**What you should do:** From the listing below, return each line that includes "styles".

★ ★ ★ ★ ★

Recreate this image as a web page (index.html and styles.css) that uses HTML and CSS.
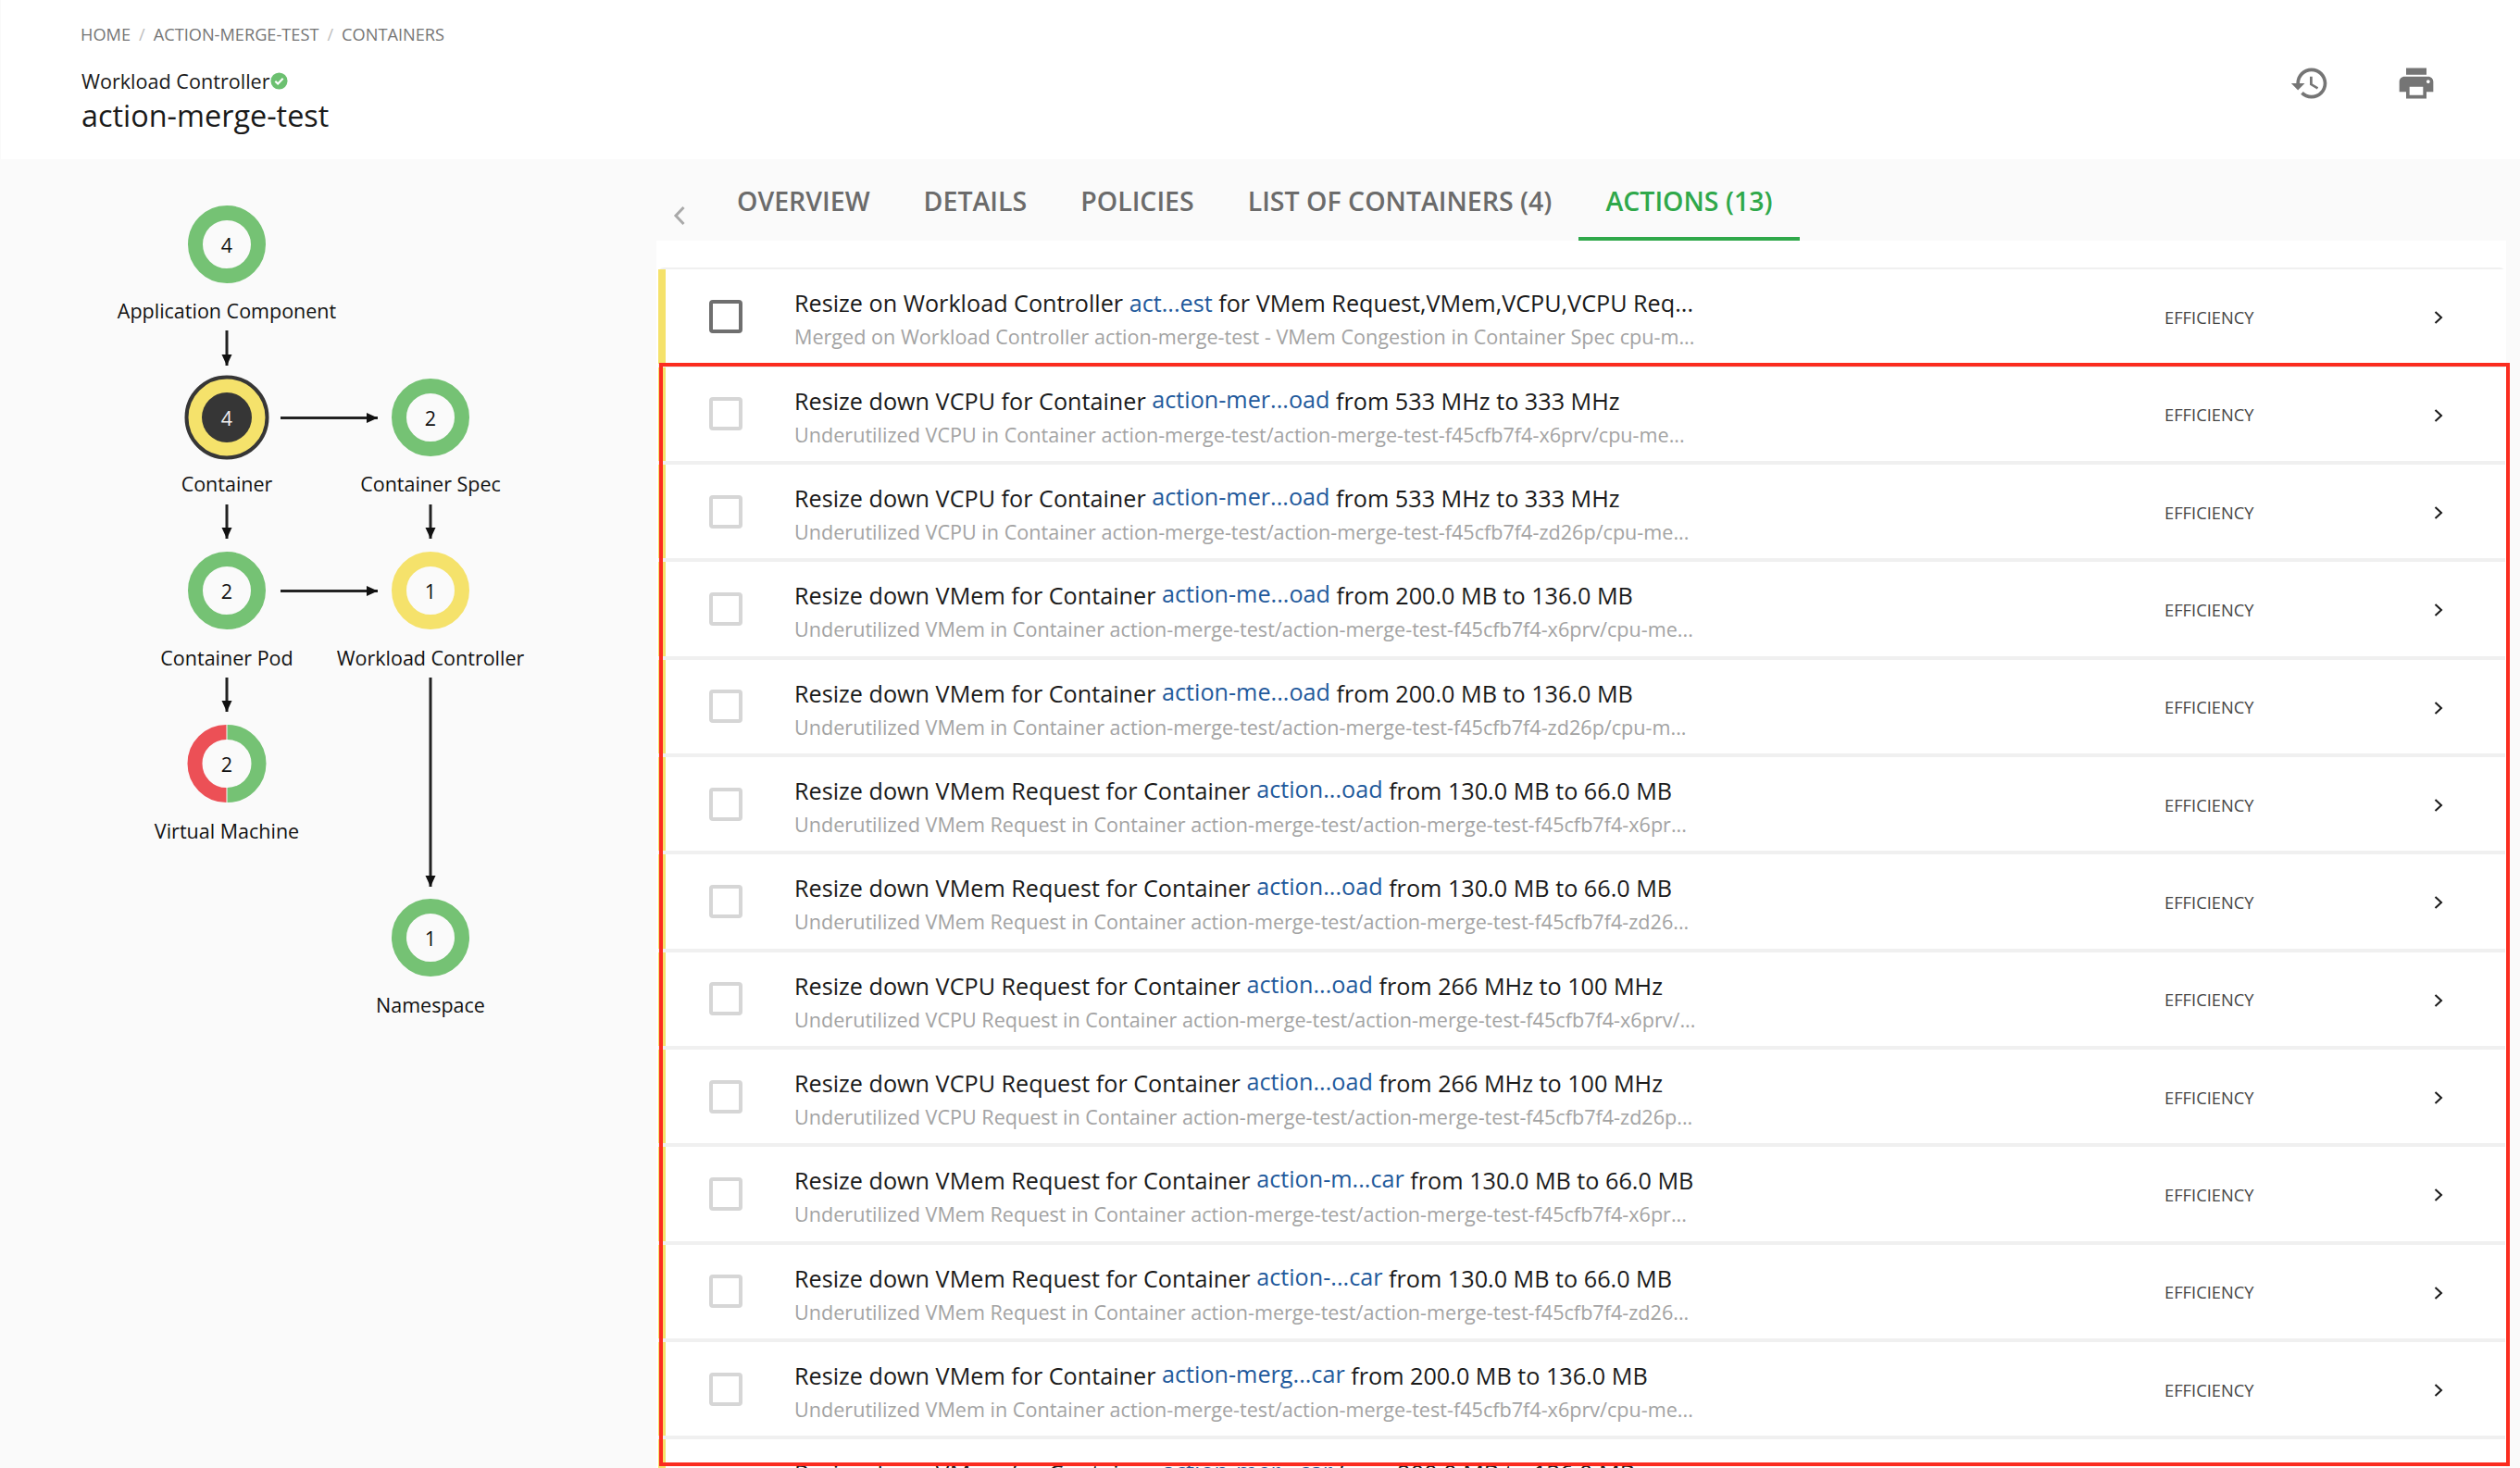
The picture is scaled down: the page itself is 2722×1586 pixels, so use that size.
FILE: index.html
```html
<!DOCTYPE html>
<html lang="en">
<head>
  <meta charset="UTF-8">
  <title>action-merge-test</title>
  <link rel="stylesheet" href="styles.css">
</head>
<body>
<header class="top">
  <div class="top-left">
    <nav class="crumbs">
      <a>HOME</a><span class="sep">/</span><a>ACTION-MERGE-TEST</a><span class="sep">/</span><a>CONTAINERS</a>
    </nav>
    <div class="type">Workload Controller<svg class="ok" viewBox="0 0 20 20"><circle cx="10" cy="10" r="9.5" fill="#6cc070"/><path d="M5.6 10.2l3 3 5.8-6" fill="none" stroke="#fff" stroke-width="2.2"/></svg></div>
    <h1 class="name">action-merge-test</h1>
  </div>
  <div class="top-icons">
    <svg class="icon" viewBox="0 0 24 24"><path d="M13 3c-4.97 0-9 4.03-9 9H1l3.89 3.89.07.14L9 12H6c0-3.87 3.13-7 7-7s7 3.13 7 7-3.13 7-7 7c-1.93 0-3.68-.79-4.94-2.06l-1.42 1.42C8.27 19.99 10.51 21 13 21c4.97 0 9-4.03 9-9s-4.03-9-9-9zm-1 5v5l4.28 2.54.72-1.21-3.5-2.08V8H12z"/></svg>
    <svg class="icon" viewBox="0 0 24 24"><path d="M19 8H5c-1.66 0-3 1.34-3 3v6h4v4h12v-4h4v-6c0-1.66-1.34-3-3-3zm-3 11H8v-5h8v5zm3-7c-.55 0-1-.45-1-1s.45-1 1-1 1 .45 1 1-.45 1-1 1zm-1-9H6v4h12V3z"/></svg>
  </div>
</header>

<div class="main">
  <aside class="side">
    <svg class="graph" width="710" height="1414" viewBox="0 172 710 1414">
      <defs>
        <marker id="head" viewBox="0 0 12 12" refX="12" refY="6" markerWidth="12" markerHeight="12" markerUnits="userSpaceOnUse" orient="auto">
          <path d="M0 0.5L12 6L0 11.5z" fill="#111"/>
        </marker>
      </defs>
      <g class="edges">
        <line x1="245" y1="357" x2="245" y2="395" marker-end="url(#head)"/>
        <line x1="303" y1="451.5" x2="408" y2="451.5" marker-end="url(#head)"/>
        <line x1="245" y1="545" x2="245" y2="582" marker-end="url(#head)"/>
        <line x1="465" y1="545" x2="465" y2="582" marker-end="url(#head)"/>
        <line x1="303" y1="638.5" x2="408" y2="638.5" marker-end="url(#head)"/>
        <line x1="245" y1="732" x2="245" y2="769" marker-end="url(#head)"/>
        <line x1="465" y1="732" x2="465" y2="958" marker-end="url(#head)"/>
      </g>
      <circle class="ring green" cx="245" cy="264" r="34"/>
      <text class="num" x="245" y="264">4</text>
      <text class="lbl" x="245" y="335">Application Component</text>

      <circle cx="245" cy="451" r="43.5" fill="#f5e26b" stroke="#363636" stroke-width="4"/>
      <circle cx="245" cy="451" r="27" fill="#363636"/>
      <text class="num light" x="245" y="451">4</text>
      <text class="lbl" x="245" y="522">Container</text>

      <circle class="ring green" cx="465" cy="451" r="34"/>
      <text class="num" x="465" y="451">2</text>
      <text class="lbl" x="465" y="522">Container Spec</text>

      <circle class="ring green" cx="245" cy="638" r="34"/>
      <text class="num" x="245" y="638">2</text>
      <text class="lbl" x="245" y="710">Container Pod</text>

      <circle class="ring yellow" cx="465" cy="638" r="34"/>
      <text class="num" x="465" y="638">1</text>
      <text class="lbl" x="465" y="710">Workload Controller</text>

      <path class="half red" d="M244.5 791A34 34 0 0 0 244.5 859"/>
      <path class="half green" d="M245.5 791A34 34 0 0 1 245.5 859"/>
      <text class="num" x="245" y="825">2</text>
      <text class="lbl" x="245" y="897">Virtual Machine</text>

      <circle class="ring green" cx="465" cy="1013" r="34"/>
      <text class="num" x="465" y="1013">1</text>
      <text class="lbl" x="465" y="1085">Namespace</text>
    </svg>
  </aside>

  <section class="content">
    <div class="tabs">
      <svg class="tab-back" viewBox="0 0 14 24"><path d="M11.5 3L3 12l8.5 9" fill="none" stroke="#a9a9a9" stroke-width="3"/></svg>
      <a class="tab">OVERVIEW</a>
      <a class="tab">DETAILS</a>
      <a class="tab">POLICIES</a>
      <a class="tab">LIST OF CONTAINERS (4)</a>
      <a class="tab active">ACTIONS (13)</a>
    </div>

    <div class="panel">
      <div class="list">
        <div class="row">
          <span class="check dark"></span>
          <div class="text">
            <div class="title">Resize on Workload Controller <a class="flat">act...est</a> for VMem Request,VMem,VCPU,VCPU Req...</div>
            <div class="sub">Merged on Workload Controller action-merge-test - VMem Congestion in Container Spec cpu-m...</div>
          </div>
          <span class="risk">EFFICIENCY</span>
          <svg class="more" viewBox="0 0 12 16"><path d="M2.5 2l6.5 6-6.5 6" /></svg>
        </div>
        <div class="row">
          <span class="check"></span>
          <div class="text">
            <div class="title">Resize down VCPU for Container <a>action-mer...oad</a> from 533 MHz to 333 MHz</div>
            <div class="sub">Underutilized VCPU in Container action-merge-test/action-merge-test-f45cfb7f4-x6prv/cpu-me...</div>
          </div>
          <span class="risk">EFFICIENCY</span>
          <svg class="more" viewBox="0 0 12 16"><path d="M2.5 2l6.5 6-6.5 6" /></svg>
        </div>
        <div class="row">
          <span class="check"></span>
          <div class="text">
            <div class="title">Resize down VCPU for Container <a>action-mer...oad</a> from 533 MHz to 333 MHz</div>
            <div class="sub">Underutilized VCPU in Container action-merge-test/action-merge-test-f45cfb7f4-zd26p/cpu-me...</div>
          </div>
          <span class="risk">EFFICIENCY</span>
          <svg class="more" viewBox="0 0 12 16"><path d="M2.5 2l6.5 6-6.5 6" /></svg>
        </div>
        <div class="row">
          <span class="check"></span>
          <div class="text">
            <div class="title">Resize down VMem for Container <a>action-me...oad</a> from 200.0 MB to 136.0 MB</div>
            <div class="sub">Underutilized VMem in Container action-merge-test/action-merge-test-f45cfb7f4-x6prv/cpu-me...</div>
          </div>
          <span class="risk">EFFICIENCY</span>
          <svg class="more" viewBox="0 0 12 16"><path d="M2.5 2l6.5 6-6.5 6" /></svg>
        </div>
        <div class="row">
          <span class="check"></span>
          <div class="text">
            <div class="title">Resize down VMem for Container <a>action-me...oad</a> from 200.0 MB to 136.0 MB</div>
            <div class="sub">Underutilized VMem in Container action-merge-test/action-merge-test-f45cfb7f4-zd26p/cpu-m...</div>
          </div>
          <span class="risk">EFFICIENCY</span>
          <svg class="more" viewBox="0 0 12 16"><path d="M2.5 2l6.5 6-6.5 6" /></svg>
        </div>
        <div class="row">
          <span class="check"></span>
          <div class="text">
            <div class="title">Resize down VMem Request for Container <a>action...oad</a> from 130.0 MB to 66.0 MB</div>
            <div class="sub">Underutilized VMem Request in Container action-merge-test/action-merge-test-f45cfb7f4-x6pr...</div>
          </div>
          <span class="risk">EFFICIENCY</span>
          <svg class="more" viewBox="0 0 12 16"><path d="M2.5 2l6.5 6-6.5 6" /></svg>
        </div>
        <div class="row">
          <span class="check"></span>
          <div class="text">
            <div class="title">Resize down VMem Request for Container <a>action...oad</a> from 130.0 MB to 66.0 MB</div>
            <div class="sub">Underutilized VMem Request in Container action-merge-test/action-merge-test-f45cfb7f4-zd26...</div>
          </div>
          <span class="risk">EFFICIENCY</span>
          <svg class="more" viewBox="0 0 12 16"><path d="M2.5 2l6.5 6-6.5 6" /></svg>
        </div>
        <div class="row">
          <span class="check"></span>
          <div class="text">
            <div class="title">Resize down VCPU Request for Container <a>action...oad</a> from 266 MHz to 100 MHz</div>
            <div class="sub">Underutilized VCPU Request in Container action-merge-test/action-merge-test-f45cfb7f4-x6prv/...</div>
          </div>
          <span class="risk">EFFICIENCY</span>
          <svg class="more" viewBox="0 0 12 16"><path d="M2.5 2l6.5 6-6.5 6" /></svg>
        </div>
        <div class="row">
          <span class="check"></span>
          <div class="text">
            <div class="title">Resize down VCPU Request for Container <a>action...oad</a> from 266 MHz to 100 MHz</div>
            <div class="sub">Underutilized VCPU Request in Container action-merge-test/action-merge-test-f45cfb7f4-zd26p...</div>
          </div>
          <span class="risk">EFFICIENCY</span>
          <svg class="more" viewBox="0 0 12 16"><path d="M2.5 2l6.5 6-6.5 6" /></svg>
        </div>
        <div class="row">
          <span class="check"></span>
          <div class="text">
            <div class="title">Resize down VMem Request for Container <a>action-m...car</a> from 130.0 MB to 66.0 MB</div>
            <div class="sub">Underutilized VMem Request in Container action-merge-test/action-merge-test-f45cfb7f4-x6pr...</div>
          </div>
          <span class="risk">EFFICIENCY</span>
          <svg class="more" viewBox="0 0 12 16"><path d="M2.5 2l6.5 6-6.5 6" /></svg>
        </div>
        <div class="row">
          <span class="check"></span>
          <div class="text">
            <div class="title">Resize down VMem Request for Container <a>action-...car</a> from 130.0 MB to 66.0 MB</div>
            <div class="sub">Underutilized VMem Request in Container action-merge-test/action-merge-test-f45cfb7f4-zd26...</div>
          </div>
          <span class="risk">EFFICIENCY</span>
          <svg class="more" viewBox="0 0 12 16"><path d="M2.5 2l6.5 6-6.5 6" /></svg>
        </div>
        <div class="row">
          <span class="check"></span>
          <div class="text">
            <div class="title">Resize down VMem for Container <a>action-merg...car</a> from 200.0 MB to 136.0 MB</div>
            <div class="sub">Underutilized VMem in Container action-merge-test/action-merge-test-f45cfb7f4-x6prv/cpu-me...</div>
          </div>
          <span class="risk">EFFICIENCY</span>
          <svg class="more" viewBox="0 0 12 16"><path d="M2.5 2l6.5 6-6.5 6" /></svg>
        </div>
        <div class="row">
          <span class="check"></span>
          <div class="text">
            <div class="title">Resize down VMem for Container <a>action-mer...car</a> from 200.0 MB to 136.0 MB</div>
            <div class="sub">Underutilized VMem in Container action-merge-test/action-merge-test-f45cfb7f4-zd26p/cpu-me...</div>
          </div>
          <span class="risk">EFFICIENCY</span>
          <svg class="more" viewBox="0 0 12 16"><path d="M2.5 2l6.5 6-6.5 6" /></svg>
        </div>
      </div>
    </div>
  </section>
</div>

<div class="marker"></div>
</body>
</html>
```

FILE: styles.css
```css
* {
  box-sizing: border-box;
}

html, body {
  width: 100%;
  height: 100%;
  overflow: hidden;
  margin: 0;
  padding: 0;
  background: #fafafa;
  color: #1a1a1a;
  font: 24px "Open Sans", sans-serif;
}

.top {
  display: flex;
  justify-content: space-between;
  height: 172px;
  margin-left: 1px;
  padding: 0 90px 0 86px;
  background: #fff;
}

.crumbs {
  display: flex;
  align-items: center;
  height: 26px;
  margin-top: 24px;
  font-size: 18.2px;
  color: #757575;
}

.crumbs .sep {
  margin: 0 9px;
  color: #bdbdbd;
}

.type {
  display: flex;
  align-items: center;
  height: 30px;
  margin-top: 22px;
  margin-left: 1px;
  font-size: 21.6px;
}

.ok {
  width: 19px;
  height: 19px;
}

.name {
  margin: 0 0 0 1px;
  font-size: 32.4px;
  font-weight: 400;
  line-height: 44px;
}

.top-icons {
  display: flex;
  gap: 71px;
  padding-top: 68px;
}

.icon {
  width: 44px;
  height: 44px;
  fill: #757575;
}

.main {
  display: flex;
}

.side {
  flex: none;
  width: 709px;
}

.graph {
  display: block;
}

.edges line {
  stroke: #222;
  stroke-width: 3;
}

.ring, .half {
  fill: none;
  stroke-width: 16;
}

.ring.green, .half.green {
  stroke: #75c274;
}

.ring.yellow {
  stroke: #f5e26b;
}

.half.red {
  stroke: #ec5056;
}

.num, .lbl {
  text-anchor: middle;
  dominant-baseline: central;
  font-family: "Open Sans", sans-serif;
  font-size: 21.5px;
  fill: #111;
}

.num.light {
  fill: #f0f0f0;
}

.content {
  flex: none;
  width: 1998px;
}

.tabs {
  display: flex;
  align-items: flex-start;
  height: 88px;
  padding-left: 18px;
}

.tab-back {
  width: 14px;
  height: 24px;
  margin-top: 49px;
  margin-right: 26px;
}

.tab {
  height: 88px;
  padding: 21px 29px 0;
  font-size: 28.5px;
  line-height: 48px;
  font-weight: 600;
  color: #6b6b6b;
  white-space: nowrap;
}

.tab.active {
  color: #2fa84a;
  border-bottom: 4px solid #2fa84a;
}

.panel {
  height: 1400px;
  padding: 29.33px 1px 0 2px;
  background: #fff;
}

.list {
  padding-top: 2px;
  background: #f0f0f0;
  border-radius: 6px 6px 0 0;
}

.row {
  display: flex;
  align-items: center;
  height: 101.33px;
  margin-bottom: 4px;
  padding-left: 47px;
  border-left: 8px solid #f5e26b;
  background: #fff;
}

.check {
  flex: none;
  width: 36px;
  height: 36px;
  border: 4px solid #d6d6d6;
  border-radius: 4px;
}

.check.dark {
  border-color: #6f6f6f;
}

.text {
  flex: none;
  width: 1536px;
  padding: 6px 0 0 56px;
}

.title {
  font-size: 25.2px;
  line-height: 36px;
  white-space: nowrap;
}

.title a {
  position: relative;
  top: -2px;
  color: #1f5a9c;
}

.title a.flat {
  top: 0;
}

.sub {
  margin-top: 3px;
  font-size: 21.6px;
  line-height: 32px;
  color: #a3a3a3;
  white-space: nowrap;
}

.risk {
  flex: none;
  width: 290px;
  margin-top: 1px;
  font-size: 18.3px;
  color: #444;
}

.more {
  flex: none;
  width: 12px;
  height: 16px;
  margin-top: 3px;
  fill: none;
  stroke: #1a1a1a;
  stroke-width: 2;
}

/* red selection drawn over the list */
.marker {
  position: absolute;
  left: 712px;
  top: 392px;
  width: 1999px;
  height: 1192px;
  border: 4px solid #fb2c1f;
  pointer-events: none;
}
```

★ ★ ★ ★ ★

**Answer for the task:**
Recreate this image as a web page (index.html and styles.css) that uses HTML and CSS.
  <link rel="stylesheet" href="styles.css">
FILE: styles.css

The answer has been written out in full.